Thursday, 11 December 2025

Anti-Duhring, Part II, Political Economy, IX Natural Laws of Economics. Ground-Rent - Part 8 of 8

The real relation is obscured for Duhring, because he limits his world view to what he saw in Prussia, where the landowners did engage in capitalist farming, and employed managers. But, even in Prussia, there were capitalist farmers who paid ground-rent. What Duhring can provide no objective, scientific explanation of, therefore, is what determines the amount of this ground-rent, in these cases. He can only see it in terms of the original relation, of the appropriation of the total surplus labour by the landlord. Instead of rent being a deduction from profit, equal to surplus profit, Duhring sees the profit being a deduction from the landlord's rent. But, he has no basis for determining what that deduction from rent should be.

“What does Herr Dühring do? He pretends that he does not have the slightest inkling of the division of the surplus-product of agriculture into farmer’s profit and ground-rent, and therefore of the whole theory of rent of classical political economy; that the question of what farmer’s profit really is has never yet been raised “with this precision”, in the whole of political economy and that he is dealing with an entirely unexplored subject about which there is no knowledge but only illusion and uncertainty.” (p 289)

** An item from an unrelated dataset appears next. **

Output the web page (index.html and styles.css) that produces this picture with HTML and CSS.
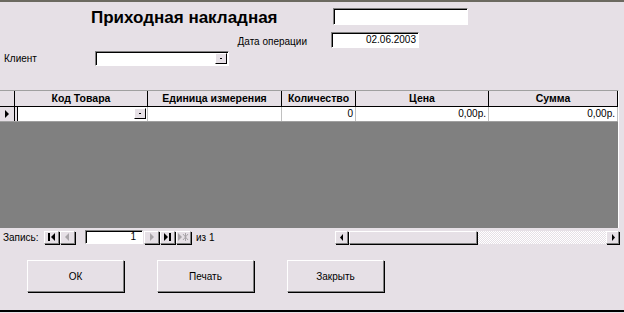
FILE: index.html
```html
<!DOCTYPE html>
<html>
    <head>
        <title>Приходная накладная</title>
        <meta charset="UTF-8">
        <link rel="stylesheet" href="styles.css">
    </head>
    <body>
        <div class="form">
            <div class="head">
                <div class="row r1">
                    <h1 class="title">Приходная накладная</h1>
                    <div class="field wide"></div>
                </div>
                <div class="row r2">
                    <span class="lbl date-lbl">Дата операции</span>
                    <div class="field date">02.06.2003</div>
                </div>
                <div class="row r3">
                    <span class="lbl client-lbl">Клиент</span>
                    <div class="field combo"><span class="drop"><i></i></span></div>
                </div>
            </div>

            <div class="grid">
                <div class="cols thead">
                    <div class="sel"></div>
                    <div>Код Товара</div>
                    <div>Единица измерения</div>
                    <div>Количество</div>
                    <div>Цена</div>
                    <div>Сумма</div>
                </div>
                <div class="cols trow">
                    <div class="sel"><span class="arrow"></span></div>
                    <div class="cur"><span class="drop"><i></i></span></div>
                    <div></div>
                    <div class="num">0</div>
                    <div class="num">0,00р.</div>
                    <div class="num">0,00р.</div>
                </div>
                <div class="empty"></div>
            </div>

            <div class="nav">
                <span class="rec">Запись:</span>
                <span class="nbtn"><svg width="9" height="8"><rect x="1" y="0" width="2" height="8"/><path d="M8 0v8L4 4z"/></svg></span>
                <span class="nbtn off"><svg width="9" height="8"><path d="M6 0v8L2 4z"/></svg></span>
                <span class="field recno">1</span>
                <span class="nbtn off"><svg width="9" height="8"><path d="M3 0v8l4-4z"/></svg></span>
                <span class="nbtn"><svg width="9" height="8"><path d="M1 0v8l4-4z"/><rect x="6" y="0" width="2" height="8"/></svg></span>
                <span class="nbtn off"><svg width="11" height="8"><path d="M0 0v8l4-4z"/><path d="M5 1l5 6M10 1l-5 6M7.5 0v8" stroke="#a8a4a8" fill="none"/></svg></span>
                <span class="of">из 1</span>
                <div class="hscroll">
                    <span class="sbtn"><svg width="4" height="7"><path d="M3 0v7L0 3.5z"/></svg></span>
                    <span class="thumb"></span>
                    <span class="track"></span>
                    <span class="sbtn"><svg width="4" height="7"><path d="M1 0v7l3-3.5z"/></svg></span>
                </div>
            </div>

            <div class="buttons">
                <button class="btn">ОК</button>
                <button class="btn">Печать</button>
                <button class="btn">Закрыть</button>
            </div>
        </div>
    </body>
</html>
```

FILE: styles.css
```css
* {
    margin: 0;
    padding: 0;
    box-sizing: border-box;
}

body {
    background: #e6e0e6;
    font-family: "Liberation Sans", Arial, sans-serif;
    font-size: 11px;
    color: #000;
}

.form {
    width: 624px;
    height: 312px;
    border-top: 2px solid #6c6a60;
    border-bottom: 2px solid #000;
}

/* шапка формы */
.row {
    display: flex;
    align-items: center;
}

.r1 {
    align-items: flex-start;
    padding-top: 6px;
}

.title {
    width: 242px;
    margin-left: 91px;
    font-size: 17px;
    line-height: 19px;
    font-weight: bold;
}

.field {
    background: #fff;
    border: 1px solid;
    border-color: #808080 #fff #fff #808080;
    box-shadow: inset 1px 1px 0 #000;
}

.wide {
    width: 135px;
    height: 17px;
}

.r2 {
    margin-top: 5px;
}

.date-lbl {
    width: 307px;
    text-align: right;
    font-size: 10px;
    padding-top: 2px;
}

.date {
    width: 88px;
    height: 16px;
    margin-left: 24px;
    text-align: right;
    font-size: 10px;
    line-height: 14px;
    padding-right: 2px;
}

.r3 {
    margin-top: 3px;
}

.client-lbl {
    width: 95px;
    padding-left: 4px;
    font-size: 10px;
}

.combo {
    position: relative;
    width: 134px;
    height: 15px;
}

.drop {
    position: absolute;
    right: 1px;
    top: 1px;
    width: 12px;
    height: 11px;
    background: #e6e0e6;
    border: 1px solid;
    border-color: #fff #000 #000 #fff;
}

.drop i {
    position: absolute;
    left: 4px;
    top: 4px;
    width: 2px;
    height: 1px;
    background: #000;
}

/* таблица */
.grid {
    width: 619px;
    margin-top: 24px;
    border-top: 1px solid #a0a0a0;
    border-right: 1px solid #fff;
}

.cols {
    display: grid;
    grid-template-columns: 15px 133px 134px 74px 133px 129px;
}

.thead {
    height: 16px;
    border-bottom: 1px solid #000;
}

.thead div {
    border-right: 1px solid #000;
    text-align: center;
    font-weight: bold;
    font-size: 10.5px;
    line-height: 15px;
}

.trow {
    height: 15px;
    border-bottom: 1px solid #a0a0a0;
}

.trow div {
    position: relative;
    background: #fff;
    border-right: 1px solid #c0c0c0;
    font-size: 10px;
    line-height: 14px;
}

.trow .sel {
    background: #e6e0e6;
    border-right: 1px solid #000;
}

.arrow {
    position: absolute;
    left: 5px;
    top: 3px;
    border-left: 4px solid #000;
    border-top: 4px solid transparent;
    border-bottom: 4px solid transparent;
}

.trow .cur {
    border-left: 2px solid #e6e0e6;
    box-shadow: inset 1px 0 0 #000;
}

.trow .cur .drop {
    top: 1px;
    right: 1px;
}

.trow .num {
    text-align: right;
    padding-right: 2px;
}

.empty {
    height: 106px;
    background: #808080;
}

/* навигация */
.nav {
    display: flex;
    align-items: center;
    width: 619px;
    height: 18px;
    padding-left: 3px;
    font-size: 10px;
}

.rec {
    width: 41px;
}

.nbtn {
    display: flex;
    align-items: center;
    justify-content: center;
    width: 15px;
    height: 13px;
    border: 1px solid;
    border-color: #fff #808080 #808080 #fff;
    box-shadow: 1px 1px 0 #000;
    margin-right: 1px;
}

.nbtn svg {
    fill: #000;
}

.nbtn.off svg {
    fill: #a8a4a8;
}

.recno {
    width: 58px;
    height: 14px;
    margin: 0 1px 0 9px;
    text-align: right;
    line-height: 12px;
    padding-right: 6px;
}

.of {
    margin-left: 4px;
}

.hscroll {
    display: flex;
    height: 13px;
    width: 284px;
    margin-left: auto;
}

.sbtn {
    display: flex;
    align-items: center;
    justify-content: center;
    width: 13px;
    border: 1px solid;
    border-color: #fff #808080 #808080 #fff;
    box-shadow: 1px 1px 0 #000;
}

.thumb {
    width: 128px;
    margin-left: 1px;
    border: 1px solid;
    border-color: #fff #808080 #808080 #fff;
    box-shadow: 1px 1px 0 #000;
}

.track {
    flex: 1;
    margin-left: 1px;
    background: repeating-conic-gradient(#fff 0 25%, #e6e0e6 0 50%) 0 0 / 2px 2px;
}

/* кнопки */
.buttons {
    display: flex;
    gap: 33px;
    padding-left: 27px;
    margin-top: 14px;
}

.btn {
    width: 97px;
    height: 32px;
    background: #e6e0e6;
    border: 1px solid;
    border-color: #fff #808080 #808080 #fff;
    box-shadow: 1px 1px 0 #000;
    font-family: "Liberation Sans", Arial, sans-serif;
    font-size: 10px;
    color: #000;
}
```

Had Duhing had to apply his theory to England, it would have collapsed immediately, because, there, the landlords had long since ceased to have a social function in production and capitalist farming predominated. But, even in Prussia, his theory cannot explain the relations between rent and profit, when it comes to the capitalist farmers. Assume that, as he says, the full surplus takes the form of rent, and that the landlord, then, hands back (in reality reduces the rent by an amount) to the farmer, a portion of it for having applied their capital. In effect this reduces profit to nothing more than interest. It is as though the capitalist farmer lends capital to the landlord, and the landlord pays interest to the capitalist farmer. Except the capital is not loaned. The farmer owns the capital – though they may have, themselves, borrowed to acquire it, and pay interest to the lender – and expects to obtain the average rate of profit for employing it. So, if the amount the landowner “hands back” to the farmer is not equal to the average profit that could be obtained, there would be no basis for the farmer having advanced the capital in the first place!